Queen Helena, the daughter of the Prefect of Raška Uroš I, and the wife of Hungarian king Bela II the Blind is mentioned as the founder of the monastery.
[1] After the Turks had besieged and for the first time conquered Smederevo Fortress in 1439, they crossed the Danube on two occasions and devastated and robbed Kovin and all surrounding villages.
On October 10, 1440, Hungarian king Vladislav gave to the Kovin migrants the Early Gothic style church with chapels and bell tower, and with it, presumably, the corresponding part of the royal landholdings.
There is no direct evidence for this conclusion, but in the Turkish census of 1546 three monks and a priest were recorded in Serbian Kovin, that indicates the possibility that, along with the church, the monastery was already there.
Initially, at the end of the 13th century, the church was a larger one-nave Early Gothic style building of rectangular base shape, dimensions of about 10 x 25 meters and with a useful floor area of about 175 m2.

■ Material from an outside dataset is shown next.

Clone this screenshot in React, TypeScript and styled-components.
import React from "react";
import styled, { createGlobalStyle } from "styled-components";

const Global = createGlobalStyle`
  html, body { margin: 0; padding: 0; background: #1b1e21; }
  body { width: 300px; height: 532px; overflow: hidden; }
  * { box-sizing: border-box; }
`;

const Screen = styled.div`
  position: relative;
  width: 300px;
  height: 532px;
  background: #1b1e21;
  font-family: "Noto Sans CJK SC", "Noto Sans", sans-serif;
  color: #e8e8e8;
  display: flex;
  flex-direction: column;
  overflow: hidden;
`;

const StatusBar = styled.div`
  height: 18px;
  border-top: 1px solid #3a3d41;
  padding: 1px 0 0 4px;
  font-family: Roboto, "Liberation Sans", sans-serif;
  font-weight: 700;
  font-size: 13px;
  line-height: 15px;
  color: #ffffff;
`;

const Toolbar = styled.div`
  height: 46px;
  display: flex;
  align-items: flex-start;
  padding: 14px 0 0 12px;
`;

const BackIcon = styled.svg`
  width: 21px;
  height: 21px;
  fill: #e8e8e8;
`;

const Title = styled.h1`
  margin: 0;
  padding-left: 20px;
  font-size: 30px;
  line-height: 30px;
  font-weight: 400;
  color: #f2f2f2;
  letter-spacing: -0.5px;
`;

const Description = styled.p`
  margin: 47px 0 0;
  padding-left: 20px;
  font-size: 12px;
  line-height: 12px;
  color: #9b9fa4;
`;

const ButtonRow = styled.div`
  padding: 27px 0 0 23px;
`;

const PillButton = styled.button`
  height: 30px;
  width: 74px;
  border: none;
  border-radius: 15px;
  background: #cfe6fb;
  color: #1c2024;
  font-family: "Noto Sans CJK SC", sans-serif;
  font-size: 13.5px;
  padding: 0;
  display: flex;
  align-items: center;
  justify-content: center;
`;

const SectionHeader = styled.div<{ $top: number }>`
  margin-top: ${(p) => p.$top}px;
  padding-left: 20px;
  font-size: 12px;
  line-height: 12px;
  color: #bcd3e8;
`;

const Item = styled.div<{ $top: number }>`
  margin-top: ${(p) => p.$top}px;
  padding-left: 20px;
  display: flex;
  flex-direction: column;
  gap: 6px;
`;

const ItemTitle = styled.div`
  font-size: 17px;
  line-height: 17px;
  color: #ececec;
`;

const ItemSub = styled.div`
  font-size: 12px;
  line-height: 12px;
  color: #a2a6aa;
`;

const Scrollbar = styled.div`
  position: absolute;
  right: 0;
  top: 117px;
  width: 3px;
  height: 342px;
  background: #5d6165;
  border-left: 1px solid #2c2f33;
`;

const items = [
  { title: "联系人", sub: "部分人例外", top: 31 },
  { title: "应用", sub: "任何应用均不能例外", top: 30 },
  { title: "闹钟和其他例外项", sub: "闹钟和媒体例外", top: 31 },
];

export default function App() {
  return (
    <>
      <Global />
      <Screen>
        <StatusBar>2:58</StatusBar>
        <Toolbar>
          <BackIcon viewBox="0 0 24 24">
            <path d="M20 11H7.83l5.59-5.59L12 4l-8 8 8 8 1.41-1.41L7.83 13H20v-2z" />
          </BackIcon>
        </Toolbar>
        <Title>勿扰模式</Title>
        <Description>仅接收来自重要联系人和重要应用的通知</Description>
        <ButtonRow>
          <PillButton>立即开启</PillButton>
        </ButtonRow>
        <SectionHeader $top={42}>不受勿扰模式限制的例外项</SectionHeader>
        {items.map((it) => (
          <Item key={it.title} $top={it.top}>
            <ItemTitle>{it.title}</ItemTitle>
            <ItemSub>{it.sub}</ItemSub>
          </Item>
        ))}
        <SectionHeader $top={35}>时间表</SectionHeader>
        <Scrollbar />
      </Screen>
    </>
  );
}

In the time after the year of 1440, after the church had been given to the Serbs, the harmonious and proportionate Gothic building ( with the chapels ) was, with minor interventions, turned into the Orthodox oratory.
Without a doubt, the original iconostasis in the obtained church was a low altar screen with a small number of icons brought from Kovin in Banat.
In the lower parts of the walls, between the vertical columns, the Serbian rulers, from Nemanja to Emperor Uroš and Prince Lazar, are aligned in their actual size.